In the absence of a joined up thinking improvements may be a matter of chance rather than design.
There are hidden dangers of assuming this test will indicate satisfaction or dissatisfaction, so many other variables need to be considered. For example patients/carers may be reluctant to be seen as dissatisfied if they have nowhere else to go, the loyalty of customers surely depends on them taking their 'custom' elsewhere, this is a nonsense for most of the general public who's only option is the NHS even a failing one. For locally run services there is also the strange but true element of putting up with a poor service because the alternative may be not to have anything at all.
As far as staff are concerned any complaints of dissatisfaction may only be raised if the culture in which they work not only allows for their voice to be heard but acts on their concerns and suggestions.

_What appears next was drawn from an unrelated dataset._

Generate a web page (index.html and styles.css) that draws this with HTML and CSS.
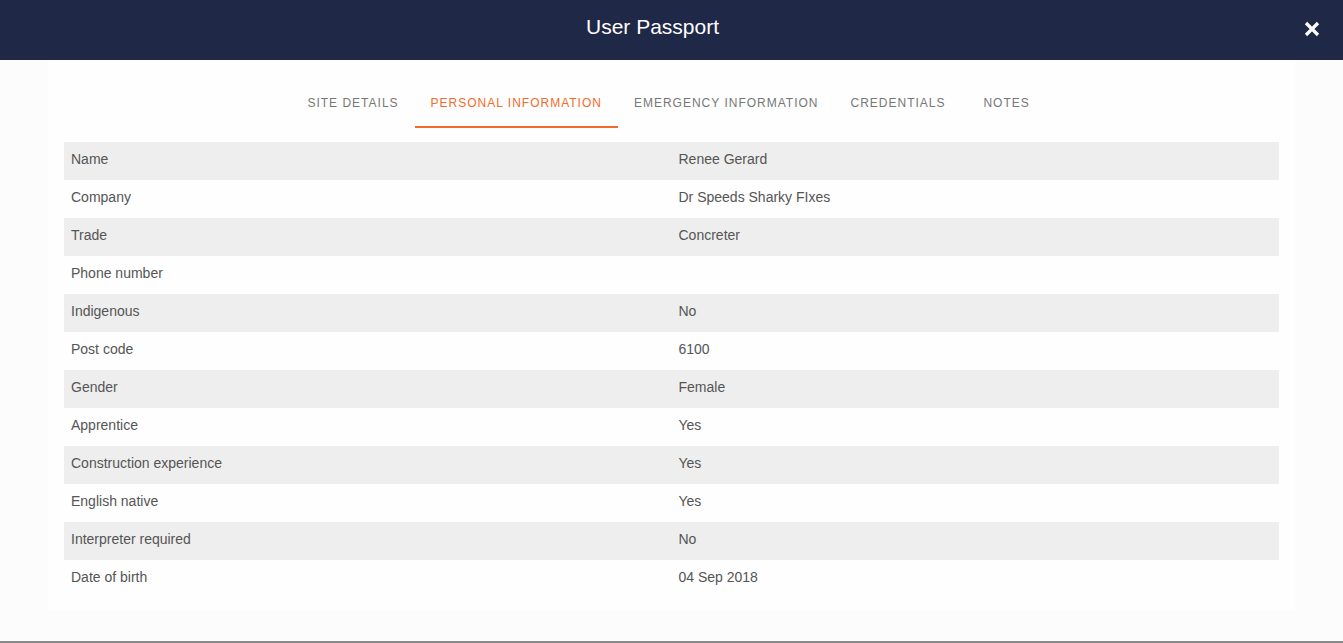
FILE: index.html
```html
<!DOCTYPE html>
<html lang="en">
<head>
    <meta charset="UTF-8">
    <meta name="viewport" content="width=device-width, initial-scale=1.0">
    <title>User Passport</title>
    <link rel="stylesheet" href="styles.css">
</head>
<body>
    <div class="modal">
        <header class="modal-header">
            <h1>User Passport</h1>
            <button class="close-button" aria-label="Close">
                <svg width="16" height="16" viewBox="0 0 16 16">
                    <path d="M2 2 L14 14 M14 2 L2 14" stroke="#fff" stroke-width="3.2" stroke-linecap="butt"/>
                </svg>
            </button>
        </header>

        <div class="modal-body">
            <nav class="tabs">
                <a href="#" class="tab">Site Details</a>
                <a href="#" class="tab active">Personal Information</a>
                <a href="#" class="tab">Emergency Information</a>
                <a href="#" class="tab">Credentials</a>
                <a href="#" class="tab">Notes</a>
            </nav>

            <table class="info-table">
                <tr><td>Name</td><td>Renee Gerard</td></tr>
                <tr><td>Company</td><td>Dr Speeds Sharky FIxes</td></tr>
                <tr><td>Trade</td><td>Concreter</td></tr>
                <tr><td>Phone number</td><td></td></tr>
                <tr><td>Indigenous</td><td>No</td></tr>
                <tr><td>Post code</td><td>6100</td></tr>
                <tr><td>Gender</td><td>Female</td></tr>
                <tr><td>Apprentice</td><td>Yes</td></tr>
                <tr><td>Construction experience</td><td>Yes</td></tr>
                <tr><td>English native</td><td>Yes</td></tr>
                <tr><td>Interpreter required</td><td>No</td></tr>
                <tr><td>Date of birth</td><td>04 Sep 2018</td></tr>
            </table>
        </div>
    </div>
</body>
</html>
```

FILE: styles.css
```css
html, body {
    margin: 0;
    padding: 0;
    height: 100%;
}

body {
    font-family: "Liberation Sans", Arial, Helvetica, sans-serif;
    background-color: #fcfcfc;
    border-bottom: 2px solid #8a8a8a;
    box-sizing: border-box;
}

.modal {
    height: 100%;
    display: flex;
    flex-direction: column;
}

/* Header bar */
.modal-header {
    height: 60px;
    background-color: #1f2847;
    display: flex;
    align-items: center;
    justify-content: center;
    padding-right: 38px;
    position: relative;
}

.modal-header h1 {
    margin: 0;
    color: #fff;
    font-size: 21px;
    font-weight: normal;
    padding-bottom: 6px;
}

.close-button {
    position: absolute;
    right: 23px;
    top: 21px;
    background: none;
    border: none;
    padding: 0;
    width: 16px;
    height: 16px;
    cursor: pointer;
}

.close-button svg {
    display: block;
}

/* Body panel */
.modal-body {
    margin: 0 48px;
    padding: 15px 16px 12px;
    background-color: #fefefe;
}

.tabs {
    display: flex;
    justify-content: center;
    margin-bottom: 14px;
}

.tab {
    box-sizing: border-box;
    min-width: 90px;
    padding: 21px 16px 16px;
    text-align: center;
    font-size: 12px;
    letter-spacing: 1px;
    text-transform: uppercase;
    color: #777;
    text-decoration: none;
    border-bottom: 2px solid transparent;
    line-height: 14px;
}

.tab.active {
    color: #f26b2a;
    border-bottom-color: #f26b2a;
}

/* Details table */
.info-table {
    width: 100%;
    border-collapse: collapse;
    table-layout: fixed;
}

.info-table td {
    height: 38px;
    padding: 0 7px 4px;
    font-size: 14px;
    color: #555;
    vertical-align: middle;
    box-sizing: border-box;
}

.info-table tr:nth-child(odd) {
    background-color: #eeeeee;
}
```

Having said that we have to start somewhere, I just hope this loyalty guru hasn't applied a method that might work in retail or widget production to the NHS, once again we have had shoved under our noses the fact that applying them to a complex changing system these methods are actually harmful.
As you say, more detail is required, beyond the headline figure of the friends/family test, if areas of priority improvement are to be identified. There's a great example of good practice in the Cancer Patients Experience Survey, with a remarkable response rate of c. 70%, providing detailed analysis for each cancer multi-disciplinary team in the country.

It's critical that the drive for national headline statistics doesn't come at the expense of this detailed analysis.
I think the wrong questions are being asked.
I believe that we need to return to the basic qualities of individual nurses and doctors.
When Florence Nightingale chose her Nurses,she chose them on integrity and good character, which she insisted was essential.
Through setting such a high bar, she trained tremendously talented people to serve the whole country. It was like ripples in a pool - excellence was the standard - nothing less would do.
To return to such basic characteristics seems old-fashioned - and yet, we are still dealing with people. People need to be respected, treated with care, handled lovingly when they are sick.
Only those who really understand sympathy, empathy and compassion can manage to deliver this.
How well do we train our staff? should be a question.
Are the basics of patient relations understood by staff?
I ask an additional questions for clarity:
What do we consider to be the basics nowadays? Is the minimum standard the University degree - and if so, are we overlooking a huge sea of talent?